The charge roller adjoining, but not contacting, the image carrier solves the problems with the charge roller contacting the same discussed above. However, even the charge roller adjoining the image carrier has the following problems left unsolved. Generally, in a developer used for development, silica is coated on the surfaces of toner grains in order to enhance efficient image transfer and image quality and to stabilize image quality without regard to the number of times of image formation repeated. Although toner is expected to be transferred to a sheet during image transfer, it is not fully transferred, but partly remains on the image carrier.

An image forming cycle includes a cleaning step for removing the toner left on the image carrier after image transfer as well as paper dust and other impurities deposited on the image carrier during image transfer. The cleaning step, however, sometimes fails to remove silica coated on the toner grains and paper dust because they are far small in size than the toner grains. When part of the image carrier moved away from a cleaning station arrives at the charger, silica and paper dust deposit on the charge roller adjoining the image carrier and thereby obstruct uniform charging. Particularly, an electrostatic force derived from gaseous discharge aggravates the deposition of silica and paper dust on the charge roller.

The phenomenon described above is more conspicuous when the AC-biased DC voltage is applied than when the DC voltage is applied alone, as known in the art. This is because a medium resistance layer included in the charge roller discharges a far greater number of times in the case of the AC-biased DC voltage than in the case of the DC voltage. Particularly, a precondition with the charge roller is that the medium resistance layer controls the energy of a single fine discharge for thereby effecting uniform charging. However, when silica and paper dust cover the entire charge roller, the medium resistance layer fails to exhibit its function and causes discharge with great energy to occur, resulting in a scale-like irregular charge pattern.

I conducted a series of experiments relating to the above phenomenon and obtained the following results. For experiments, use was made of a modified version of a copier imagio 450 (trade name) available from RICOH CO., LTD. A bias was implemented as a DC voltage (identical with a charge potential) biased by an AC voltage (constant voltage controlled). An image forming cycle was repeated with the copier in a condition wherein a cleaning device was mounted and a condition wherein it was removed to unable cleaning.

When the cleaning device was absent on the copier, the surface of a charge roller partly whitened. The resistance of the whitened portion was higher than the resistance of a fresh charge roller by a range of about one figure. When the whitened portion was shaved off and analyzed, substances presumably derived from silica and paper dust were found and included Si atoms and Ca atoms. This indicated that silica and paper dust deposited on the whitened portion of the charge roller. As the image forming cycle was further repeated, toner deposited on the background of an image although it was small in amount. At last, irregularity presumably ascribable to irregular charging occurred in the halftone portion of an image.

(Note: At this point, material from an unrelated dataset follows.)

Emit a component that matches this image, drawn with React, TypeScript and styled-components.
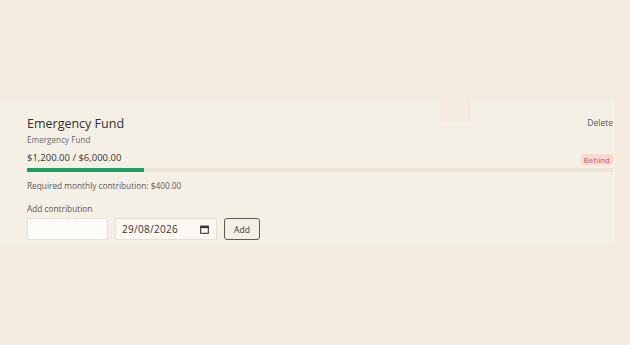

A fresh charge roller and the charge roller held in the above conditions were compared as to the flow of a current. In the case of the charge roller in the condition wherein cleaning could not be effected, a current flew through the roller in the form of pulses and caused abnormal discharge entirely different from uniform charge to occur; the absolute value of the peak crest was sometimes as great as 0.7 mA. Such a current therefore failed to uniformly charge the surface of an image carrier. This result of comparison will be described more specifically later.

While a block of sponge or a brush may be used to remove silica and paper dust from the charge roller, it cannot remove the entire silica and paper dust whose grain sizes are extremely small.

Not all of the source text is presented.